The South Carolina judge who found himself in the headlines during the high-profile murder trial of Alex Murdaugh said he didn't anticipate the proceedings would be so captivating when he made the decision to make them available for everyone to view.
"It was an important case, all cases are, any case where you have a murder," Judge Clifton Newman said during an event at Cleveland State University College of Law on Tuesday.
Newman presided over the weekslong trial, which saw Murdaugh convicted of murdering his wife and son, Maggie and Paul Murdaugh, and sentenced to two consecutive life sentences without the possibility of parole. Developments in the case involving the scion of a South Carolina legal dynasty were closely tracked by many who followed the day-to-day coverage of the trial.

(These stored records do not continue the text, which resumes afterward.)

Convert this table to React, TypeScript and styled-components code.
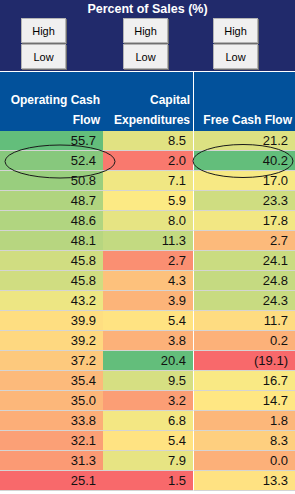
import styled, { createGlobalStyle } from 'styled-components';

const GlobalStyle = createGlobalStyle`
  body {
    margin: 0;
    background: #ffffff;
    font-family: 'Liberation Sans', Arial, sans-serif;
  }
`;

const ocf = [55.7, 52.4, 50.8, 48.7, 48.6, 48.1, 45.8, 45.8, 43.2, 39.9, 39.2, 37.2, 35.4, 35.0, 33.8, 32.1, 31.3, 25.1];
const capex = [8.5, 2.0, 7.1, 5.9, 8.0, 11.3, 2.7, 4.3, 3.9, 5.4, 3.8, 20.4, 9.5, 3.2, 6.8, 5.4, 7.9, 1.5];
const fcf = [21.2, 40.2, 17.0, 23.3, 17.8, 2.7, 24.1, 24.8, 24.3, 11.7, 0.2, -19.1, 16.7, 14.7, 1.8, 8.3, 0.0, 13.3];

// excel-style 3 colour scale: min red, median yellow, max green
const RED = [248, 105, 107];
const YELLOW = [255, 235, 132];
const GREEN = [99, 190, 123];

function mix(a: number[], b: number[], t: number) {
  const c = a.map((x, i) => Math.round(x + (b[i] - x) * t));
  return `rgb(${c[0]}, ${c[1]}, ${c[2]})`;
}

function scale(values: number[]) {
  const sorted = [...values].sort((a, b) => a - b);
  const min = sorted[0];
  const max = sorted[sorted.length - 1];
  const pos = (sorted.length - 1) * 0.5;
  const lo = Math.floor(pos);
  const mid = sorted[lo] + (sorted[Math.ceil(pos)] - sorted[lo]) * (pos - lo);
  return values.map((v) =>
    v <= mid ? mix(RED, YELLOW, (v - min) / (mid - min)) : mix(YELLOW, GREEN, (v - mid) / (max - mid))
  );
}

const fmt = (v: number) => (v < 0 ? `(${Math.abs(v).toFixed(1)})` : v.toFixed(1));

const columns = [ocf, capex, fcf];
const colours = columns.map(scale);

export default function App() {
  return (
    <>
      <GlobalStyle />
      <Page>
        <TopBar>
          <Title>Percent of Sales (%)</Title>
          <ButtonRow>
            {[21, 57, 45].map((ml, i) => (
              <ButtonGroup key={i} $ml={ml}>
                <SpinButton>High</SpinButton>
                <SpinButton>Low</SpinButton>
              </ButtonGroup>
            ))}
          </ButtonRow>
        </TopBar>
        <Divider />
        <Table>
          <HeadCell>Operating Cash<br />Flow</HeadCell>
          <HeadCell>Capital<br />Expenditures</HeadCell>
          <HeadCell $split>Free Cash Flow</HeadCell>
          {ocf.map((_, r) =>
            columns.map((col, c) => (
              <Cell key={`${r}-${c}`} $bg={colours[c][r]} $split={c === 2}>
                {fmt(col[r])}
              </Cell>
            ))
          )}
        </Table>
        <Marks width="295" height="60" viewBox="0 0 295 60">
          <ellipse cx="60" cy="16.5" rx="55" ry="16.5" />
          <ellipse cx="243" cy="16" rx="50" ry="16.5" />
        </Marks>
      </Page>
    </>
  );
}

const Page = styled.div`
  position: relative;
  width: 295px;
`;

const TopBar = styled.div`
  height: 71px;
  background: #212a6b;
  display: flex;
  flex-direction: column;
  align-items: center;
  box-sizing: border-box;
  padding-top: 2px;
`;

const Title = styled.div`
  color: #ffffff;
  font-weight: bold;
  font-size: 12.5px;
  line-height: 15px;
  height: 16px;
`;

const ButtonRow = styled.div`
  display: flex;
  width: 100%;
`;

const ButtonGroup = styled.div<{ $ml: number }>`
  display: flex;
  flex-direction: column;
  margin-left: ${(p) => p.$ml}px;
`;

const SpinButton = styled.div`
  width: 43px;
  height: 23px;
  background: #f0f0f0;
  border: 1px solid #b4b4b4;
  box-shadow: 1px 1px 0 #6f6f6f;
  color: #000000;
  font-size: 11px;
  display: flex;
  align-items: center;
  justify-content: center;
  margin-bottom: 1px;
`;

const Divider = styled.div`
  height: 1px;
  background: #ffffff;
`;

const Table = styled.div`
  display: grid;
  grid-template-columns: 103px 90px 102px;
`;

const HeadCell = styled.div<{ $split?: boolean }>`
  height: 59px;
  background: #02519b;
  color: #ffffff;
  font-weight: bold;
  font-size: 12px;
  line-height: 20px;
  display: flex;
  align-items: flex-end;
  justify-content: flex-end;
  text-align: right;
  box-sizing: border-box;
  padding: 0 3px 1px 0;
  border-left: ${(p) => (p.$split ? '1px solid #ffffff' : 'none')};
`;

const Cell = styled.div<{ $bg: string; $split?: boolean }>`
  height: 20px;
  box-sizing: border-box;
  background: ${(p) => p.$bg};
  border-bottom: 1px solid #d4d4d4;
  border-left: ${(p) => (p.$split ? '1px solid #ffffff' : 'none')};
  color: #111111;
  font-size: 13px;
  line-height: 20px;
  text-align: right;
  padding-right: 7px;
`;

const Marks = styled.svg`
  position: absolute;
  left: 0;
  top: 145px;
  fill: none;
  stroke: #1a1a1a;
  stroke-width: 1;
  overflow: visible;
`;
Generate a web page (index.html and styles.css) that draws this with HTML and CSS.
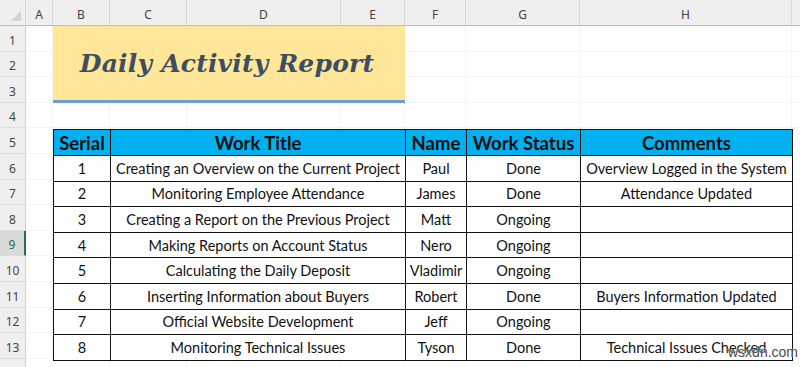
FILE: index.html
```html
<!DOCTYPE html>
<html>
<head>
<meta charset="utf-8">
<link rel="stylesheet" href="styles.css">
</head>
<body>
<div class="sheet">
  <div class="corner"><span class="tri"></span></div>
  <div class="colbar">
    <div class="colhead">A</div>
    <div class="colhead">B</div>
    <div class="colhead">C</div>
    <div class="colhead">D</div>
    <div class="colhead">E</div>
    <div class="colhead">F</div>
    <div class="colhead">G</div>
    <div class="colhead">H</div>
    <div class="colhead last"></div>
  </div>
  <div class="rowbar">
    <div class="rowhead">1</div>
    <div class="rowhead">2</div>
    <div class="rowhead">3</div>
    <div class="rowhead">4</div>
    <div class="rowhead">5</div>
    <div class="rowhead">6</div>
    <div class="rowhead">7</div>
    <div class="rowhead">8</div>
    <div class="rowhead active">9</div>
    <div class="rowhead">10</div>
    <div class="rowhead">11</div>
    <div class="rowhead">12</div>
    <div class="rowhead">13</div>
    <div class="rowhead"></div>
  </div>
  <div class="body">
    <div class="vl c1"></div>
    <div class="vl c2"></div>
    <div class="vl c3"></div>
    <div class="vl c4"></div>
    <div class="vl c5"></div>
    <div class="vl c6"></div>
    <div class="vl c7"></div>
    <div class="vl c8"></div>
    <div class="title"><span>Daily Activity Report</span></div>
    <table class="report">
      <colgroup>
        <col class="w-serial"><col class="w-title"><col class="w-name"><col class="w-status"><col class="w-comm">
      </colgroup>
      <tr class="head"><th>Serial</th><th>Work Title</th><th>Name</th><th>Work Status</th><th>Comments</th></tr>
      <tr><td>1</td><td>Creating an Overview on the Current Project</td><td>Paul</td><td>Done</td><td>Overview Logged in the System</td></tr>
      <tr><td>2</td><td>Monitoring Employee Attendance</td><td>James</td><td>Done</td><td>Attendance Updated</td></tr>
      <tr><td>3</td><td>Creating a Report on the Previous Project</td><td>Matt</td><td>Ongoing</td><td></td></tr>
      <tr><td>4</td><td>Making Reports on Account Status</td><td>Nero</td><td>Ongoing</td><td></td></tr>
      <tr><td>5</td><td>Calculating the Daily Deposit</td><td>Vladimir</td><td>Ongoing</td><td></td></tr>
      <tr><td>6</td><td>Inserting Information about Buyers</td><td>Robert</td><td>Done</td><td>Buyers Information Updated</td></tr>
      <tr><td>7</td><td>Official Website Development</td><td>Jeff</td><td>Ongoing</td><td></td></tr>
      <tr><td>8</td><td>Monitoring Technical Issues</td><td>Tyson</td><td>Done</td><td>Technical Issues Checked</td></tr>
    </table>
  </div>
  <div class="watermark">wsxdn.com</div>
</div>
</body>
</html>
```
FILE: styles.css
```css
* { box-sizing: border-box; }
html, body { margin: 0; padding: 0; background: #fff; }
body { width: 800px; height: 367px; overflow: hidden; }

.sheet {
  position: relative;
  display: grid;
  grid-template-columns: 26px 1fr;
  grid-template-rows: 26px 1fr;
  width: 800px;
  height: 367px;
  font-family: "Noto Sans", sans-serif;
}

.corner {
  background: #efefef;
  border-right: 1px solid #d6d6d6;
  border-bottom: 1px solid #bdbdbd;
  position: relative;
}
.tri {
  position: absolute;
  right: 4px;
  bottom: 4px;
  width: 0;
  height: 0;
  border-left: 10px solid transparent;
  border-bottom: 10px solid #d2d2d2;
}

.colbar {
  display: grid;
  grid-template-columns: 27px 57px 77px 154px 64px 61px 114px 212px 1fr;
  background: #efefef;
  border-bottom: 1px solid #bdbdbd;
}
.colhead {
  display: flex;
  align-items: center;
  justify-content: center;
  padding-top: 3px;
  font-size: 12px;
  color: #444;
  border-right: 1px solid #d9d9d9;
}
.colhead.last { border-right: none; }

.rowbar {
  display: flex;
  flex-direction: column;
  background: #efefef;
  border-right: 1px solid #d0d0d0;
}
.rowhead {
  height: 25.6px;
  flex: none;
  display: flex;
  align-items: flex-end;
  justify-content: center;
  padding-bottom: 2px;
  font-size: 12px;
  color: #444;
  border-bottom: 1px solid #dedede;
}
.rowhead.active {
  background: #dadada;
  color: #1e6e42;
  border-right: 2px solid #217346;
  margin-right: -1px;
}

.body {
  display: grid;
  grid-template-columns: 27px 57px 77px 154px 64px 61px 114px 212px 1fr;
  grid-template-rows: repeat(14, 25.6px);
  background: repeating-linear-gradient(to bottom, transparent 0, transparent 24.6px, #f4f4f4 24.6px, #f4f4f4 25.6px);
}
.vl { grid-row: 1 / -1; border-right: 1px solid #f4f4f4; }
.c1 { grid-column: 1; } .c2 { grid-column: 2; } .c3 { grid-column: 3; } .c4 { grid-column: 4; }
.c5 { grid-column: 5; } .c6 { grid-column: 6; } .c7 { grid-column: 7; } .c8 { grid-column: 8; }

.title {
  grid-column: 2 / 6;
  grid-row: 1 / 4;
  background: #ffe699;
  border-bottom: 3px solid #6b9fd3;
  display: flex;
  align-items: center;
  justify-content: center;
  padding-top: 2px;
  padding-right: 4px;
  z-index: 1;
}
.title span {
  font-family: "DejaVu Serif", serif;
  font-weight: bold;
  font-style: italic;
  font-size: 25px;
  color: #3e4e61;
  letter-spacing: 0.2px;
}

.report {
  grid-column: 2 / 9;
  grid-row: 5 / 14;
  z-index: 1;
  border-collapse: collapse;
  table-layout: fixed;
  width: 739px;
  margin-top: 1px;
  background: #fff;
  font-family: "Lato", sans-serif;
  color: #111;
}
.w-serial { width: 57px; }
.w-title { width: 295px; }
.w-name { width: 61px; }
.w-status { width: 114px; }
.w-comm { width: 212px; }
.report td, .report th {
  border: 1px solid #111;
  height: 25.6px;
  padding: 0;
  text-align: center;
  white-space: nowrap;
  overflow: hidden;
}
.report td { font-size: 14.5px; }
.report th {
  background: #00b0f0;
  font-size: 18.5px;
  font-weight: bold;
  color: #0d0d0d;
}

.watermark {
  position: absolute;
  left: 728px;
  top: 344px;
  font-family: "Liberation Sans", sans-serif;
  font-size: 14px;
  color: #4a4a4a;
  z-index: 2;
  text-shadow: 0 0 2px #fff;
}
```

Prosecutors argued Murdaugh killed his wife and son on their property in Islandton, South Carolina, to distract and delay investigations into his alleged financial crimes. They said he stole millions of dollars from his former clients and law firm and repeatedly lied to cover his tracks.
Murdaugh admitted in court that he stole money and lied about it, and also that he lied to investigators about his whereabouts just prior to the killings due to paranoia from his drug addiction, but denied killing his wife and son.
"It had the added notoriety because it involved a lawyer who had been accused of stealing money from clients, over eight million dollars from any number of clients, a lawyer who admittedly was strung out on drugs and more than anything else, a man who's accused of killing his wife and his son," Newman said in a video posted by his alma mater CSU's law school.
"And despite those types of facts that would certainly make folks interested, I believe when I decided to make the entire process open to the public and open to the media ... I wasn't experiencing any of that, I was simply a judge in a trial doing my job as I've done repeatedly over the years," Newman added. "The interest and notoriety that was taking place all around had no effect on me, because I was engaged in the process of what I had to do."
Murdaugh maintains his innocence will appeal his conviction, court filings show.